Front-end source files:
# # # # # # #
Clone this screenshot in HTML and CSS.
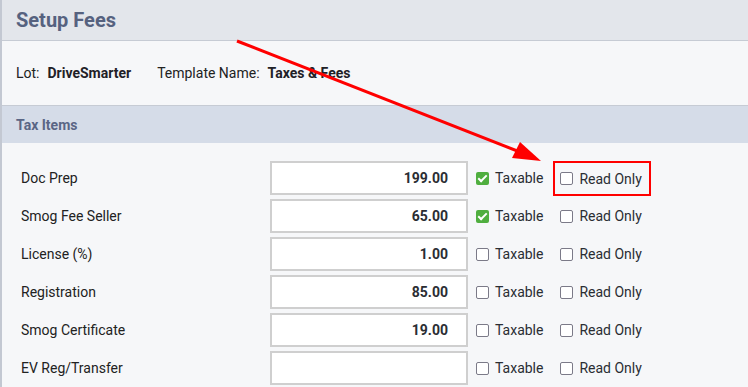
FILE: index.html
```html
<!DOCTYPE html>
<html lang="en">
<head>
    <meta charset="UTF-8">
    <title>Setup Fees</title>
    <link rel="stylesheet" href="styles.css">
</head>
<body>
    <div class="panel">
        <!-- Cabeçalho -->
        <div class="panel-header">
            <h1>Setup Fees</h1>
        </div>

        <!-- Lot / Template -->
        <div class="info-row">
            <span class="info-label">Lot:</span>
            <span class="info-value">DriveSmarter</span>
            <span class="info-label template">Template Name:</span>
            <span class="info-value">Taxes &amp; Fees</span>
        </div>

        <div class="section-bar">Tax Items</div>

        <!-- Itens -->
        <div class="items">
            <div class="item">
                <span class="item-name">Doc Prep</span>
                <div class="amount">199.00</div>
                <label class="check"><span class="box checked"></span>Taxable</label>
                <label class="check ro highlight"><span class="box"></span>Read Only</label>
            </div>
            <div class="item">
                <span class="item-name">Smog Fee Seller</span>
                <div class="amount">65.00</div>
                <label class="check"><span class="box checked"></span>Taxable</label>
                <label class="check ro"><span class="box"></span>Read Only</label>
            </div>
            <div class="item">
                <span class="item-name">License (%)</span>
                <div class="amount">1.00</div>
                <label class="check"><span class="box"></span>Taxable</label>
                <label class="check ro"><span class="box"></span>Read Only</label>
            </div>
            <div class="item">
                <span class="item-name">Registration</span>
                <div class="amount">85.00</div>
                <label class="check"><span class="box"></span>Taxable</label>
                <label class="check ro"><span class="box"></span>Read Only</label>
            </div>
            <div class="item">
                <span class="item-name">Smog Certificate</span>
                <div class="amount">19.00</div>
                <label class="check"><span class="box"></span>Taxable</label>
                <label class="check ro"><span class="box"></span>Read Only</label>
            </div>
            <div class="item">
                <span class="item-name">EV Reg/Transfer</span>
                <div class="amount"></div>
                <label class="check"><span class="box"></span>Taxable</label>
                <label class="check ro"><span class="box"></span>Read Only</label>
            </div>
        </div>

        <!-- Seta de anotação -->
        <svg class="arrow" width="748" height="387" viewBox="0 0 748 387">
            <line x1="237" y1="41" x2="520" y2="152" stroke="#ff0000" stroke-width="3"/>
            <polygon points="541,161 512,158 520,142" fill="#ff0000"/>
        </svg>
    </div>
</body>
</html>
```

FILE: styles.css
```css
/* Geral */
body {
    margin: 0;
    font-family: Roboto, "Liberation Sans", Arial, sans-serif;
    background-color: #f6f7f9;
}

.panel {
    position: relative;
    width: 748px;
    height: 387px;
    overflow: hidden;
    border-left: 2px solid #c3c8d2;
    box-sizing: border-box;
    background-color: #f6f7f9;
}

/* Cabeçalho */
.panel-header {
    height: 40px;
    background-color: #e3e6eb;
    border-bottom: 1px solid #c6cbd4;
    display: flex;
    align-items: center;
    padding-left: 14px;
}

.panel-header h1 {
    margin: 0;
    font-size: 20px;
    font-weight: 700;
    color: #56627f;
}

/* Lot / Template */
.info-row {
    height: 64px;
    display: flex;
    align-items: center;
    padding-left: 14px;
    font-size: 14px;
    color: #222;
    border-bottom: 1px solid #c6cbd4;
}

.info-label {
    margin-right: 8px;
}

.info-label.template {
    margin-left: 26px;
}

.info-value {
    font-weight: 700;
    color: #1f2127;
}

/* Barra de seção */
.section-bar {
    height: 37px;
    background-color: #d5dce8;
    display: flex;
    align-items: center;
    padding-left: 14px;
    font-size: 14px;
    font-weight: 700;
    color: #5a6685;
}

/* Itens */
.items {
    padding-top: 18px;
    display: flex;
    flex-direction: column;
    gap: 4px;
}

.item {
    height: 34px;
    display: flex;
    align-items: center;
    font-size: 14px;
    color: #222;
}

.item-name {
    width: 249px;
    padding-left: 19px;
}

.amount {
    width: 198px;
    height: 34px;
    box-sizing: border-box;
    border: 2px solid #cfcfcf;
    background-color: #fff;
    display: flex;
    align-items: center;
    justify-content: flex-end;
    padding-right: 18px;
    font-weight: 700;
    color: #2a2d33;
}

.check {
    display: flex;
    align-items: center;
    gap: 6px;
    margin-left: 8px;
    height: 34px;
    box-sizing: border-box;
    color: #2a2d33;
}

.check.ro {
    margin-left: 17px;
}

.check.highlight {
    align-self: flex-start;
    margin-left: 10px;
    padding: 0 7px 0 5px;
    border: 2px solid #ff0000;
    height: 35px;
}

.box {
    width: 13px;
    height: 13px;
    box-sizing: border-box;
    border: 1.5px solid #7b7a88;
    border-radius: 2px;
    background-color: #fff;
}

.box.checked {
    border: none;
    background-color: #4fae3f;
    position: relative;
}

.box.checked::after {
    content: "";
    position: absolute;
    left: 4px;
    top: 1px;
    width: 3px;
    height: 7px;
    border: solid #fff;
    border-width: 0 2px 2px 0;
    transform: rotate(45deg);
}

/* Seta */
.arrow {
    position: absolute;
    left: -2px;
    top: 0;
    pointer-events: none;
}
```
# # # # # # #
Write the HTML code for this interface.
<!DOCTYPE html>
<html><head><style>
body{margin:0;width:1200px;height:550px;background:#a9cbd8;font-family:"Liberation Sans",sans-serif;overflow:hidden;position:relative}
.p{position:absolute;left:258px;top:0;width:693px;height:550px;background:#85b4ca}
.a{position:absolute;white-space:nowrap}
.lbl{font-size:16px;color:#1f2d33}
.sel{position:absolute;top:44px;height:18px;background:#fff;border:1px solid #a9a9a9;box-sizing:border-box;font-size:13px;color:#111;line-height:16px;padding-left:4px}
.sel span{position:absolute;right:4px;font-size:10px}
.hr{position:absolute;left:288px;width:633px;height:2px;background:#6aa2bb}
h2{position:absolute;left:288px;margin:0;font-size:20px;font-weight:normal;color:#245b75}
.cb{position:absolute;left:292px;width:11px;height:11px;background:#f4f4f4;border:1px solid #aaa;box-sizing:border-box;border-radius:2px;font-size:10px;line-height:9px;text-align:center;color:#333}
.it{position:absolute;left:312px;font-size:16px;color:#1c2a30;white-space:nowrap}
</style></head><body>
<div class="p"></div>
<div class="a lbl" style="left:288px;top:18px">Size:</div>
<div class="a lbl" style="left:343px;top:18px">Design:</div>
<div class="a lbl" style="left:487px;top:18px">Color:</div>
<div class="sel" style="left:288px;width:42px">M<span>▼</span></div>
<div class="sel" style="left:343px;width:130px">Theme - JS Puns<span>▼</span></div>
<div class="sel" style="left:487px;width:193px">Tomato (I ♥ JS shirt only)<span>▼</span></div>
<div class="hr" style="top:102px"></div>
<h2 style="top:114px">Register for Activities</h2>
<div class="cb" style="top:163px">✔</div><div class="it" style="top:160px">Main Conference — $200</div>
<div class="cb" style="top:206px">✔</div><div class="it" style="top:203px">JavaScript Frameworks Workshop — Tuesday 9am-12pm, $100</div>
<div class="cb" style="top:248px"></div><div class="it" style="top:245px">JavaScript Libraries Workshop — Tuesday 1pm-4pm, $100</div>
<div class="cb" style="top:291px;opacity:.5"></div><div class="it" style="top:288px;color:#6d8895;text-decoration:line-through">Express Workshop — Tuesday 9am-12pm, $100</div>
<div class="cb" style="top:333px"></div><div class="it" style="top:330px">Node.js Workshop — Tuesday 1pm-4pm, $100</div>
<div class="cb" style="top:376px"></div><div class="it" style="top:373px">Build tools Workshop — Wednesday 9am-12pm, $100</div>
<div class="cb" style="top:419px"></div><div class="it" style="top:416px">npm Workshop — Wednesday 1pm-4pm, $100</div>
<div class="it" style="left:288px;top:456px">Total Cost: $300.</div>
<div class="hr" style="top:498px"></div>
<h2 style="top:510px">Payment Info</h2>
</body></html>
# # # # # # #
● **Problem requirements**:
Look back over the material above and state how many lines hold the word "this". Write the number and nothing else.

● **Written solution**:
2